Os salários que recebem ilustra a precariedade dessa profissão. Em 2003, a renda média de todos os trabalhadores era de 587 reais; entre os domésticos, era de 330 reais (pouco mais da metade da média nacional) entre os que tinham carteira assinada e 190 reais (um terço da média nacional) entre os que não tinham registro em carteira.


 



São estes os trabalhadores que carregam mais diretamente a herança escravista nas relações de trabalho no Brasil: a profissão não é regulamentada, não tem jornada de trabalho definida em lei, e mesmo os limitados direitos trabalhistas que lhe são reconhecidos foram conquistados há muito pouco tempo, na Constituinte de 1988.


 


A lei 11.324 melhora um pouco essa situação: ela amplia para 30 dias o período de férias (antes era de 20 dias), com 1/3 a mais de salário (que não era obrigatório antes), dá estabilidade de até cinco meses depois do parto para as gestantes e proíbe os empregadores de descontar no salário do doméstico valores referentes moradia, alimentação e produtos de higiene pessoal.


 



Como sempre, a lei foi precedida por um intenso debate, marcado pela mesma hipocrisia que, em 1988, esteve na esteira da aprovação pela Constituinte dos direitos dos trabalhadores domésticos.
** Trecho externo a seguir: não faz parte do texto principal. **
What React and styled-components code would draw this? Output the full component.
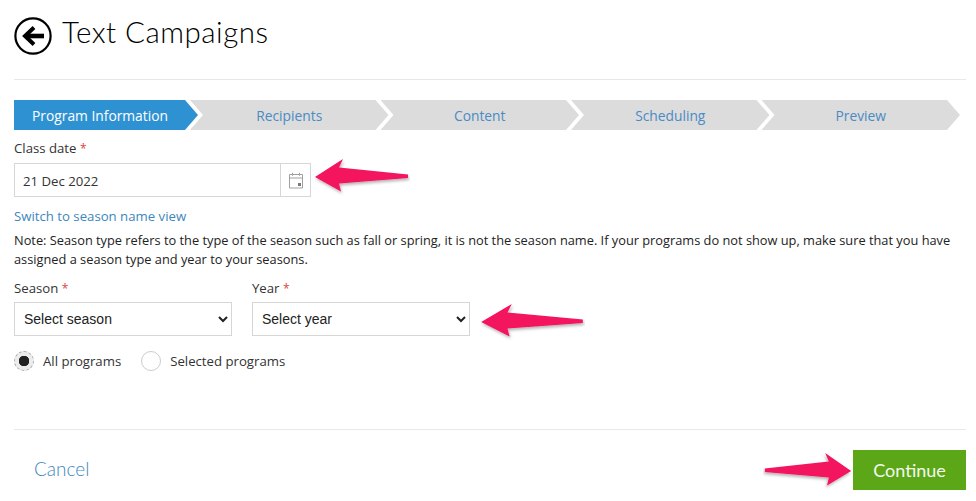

A origem da lei 11.324 é a Medida Provisória 284, que autorizava o desconto no imposto de renda de valores pagos aos empregados domésticos. O objetivo da MP era incentivar os patrões a registrarem seus empregados em carteira, contribuindo para eliminar a escandalosa informalidade do setor, onde quase três quartos dos trabalhadores não têm registro em carteira.


 


 


O presidente Lula enfrentou a questão e vetou aquelas medidas, pois elas iriam “onerar de forma demasiada o vínculo de trabalho do doméstico, contribuindo para a informalidade e o desemprego, maculando, portanto, a pretensão constitucional de garantia do pleno emprego”. E, segundo o ministro do Trabalho, Luiz Marinho, vai encaminhar ao Congresso Nacional outro projeto de lei sobre o recolhimento do FGTS, sem a multa de 40% no caso de demissão. Lula manteve o direito do empregador deduzir no Imposto de Renda aquilo que estava previsto na MP 284.


 



Apesar do veto -que, tudo indica, a oposição tentará explorar na campanha eleitoral-, a lei 11.324 é um avanço para os trabalhadores domésticos que lutam, desde a década de 1930, pelo reconhecimento da profissão e pelo benefício dos mesmos direitos trabalhistas que a lei garante aos demais trabalhadores.



 


“Estamos mobilizadas em sindicatos desde 1988, mas antes já existia uma grande luta pela carteira assinada, pelos direitos da previdência e até para ser reconhecida como categoria de trabalhadores. Até 1988 não éramos”, diz Nila Coelho, que é membro da diretoria da Federação Nacional das Trabalhadoras Domésticas (Fenatrad). 


 



São trabalhadores que exigem tratamento profissional, e o fim do paternalismo que historicamente marca a atividade. Sua luta não é apenas por direitos trabalhistas mas pela superação da natureza de trabalhadores de segunda categoria. Em um documento enviado ao presidente Lula, a Articulação de Mulheres Brasileiras (AMB) argumenta que “o trabalho doméstico precisa ser reconhecido como parte das relações do mundo do trabalho e para tal a equiparação dos direitos trabalhistas é fundamental”. 


 



As organizações (mais de cem) que assinam o documento querem o fim de relações de trabalho “marcadas pela servidão”, e consideram “intolerável a desvalorização do trabalho doméstico e o não reconhecimento dos direitos trabalhistas das pessoas que estão profissionalmente dedicadas a este trabalho, pessoas essas que, não por acaso, em sua grande maioria, são mulheres e negras”.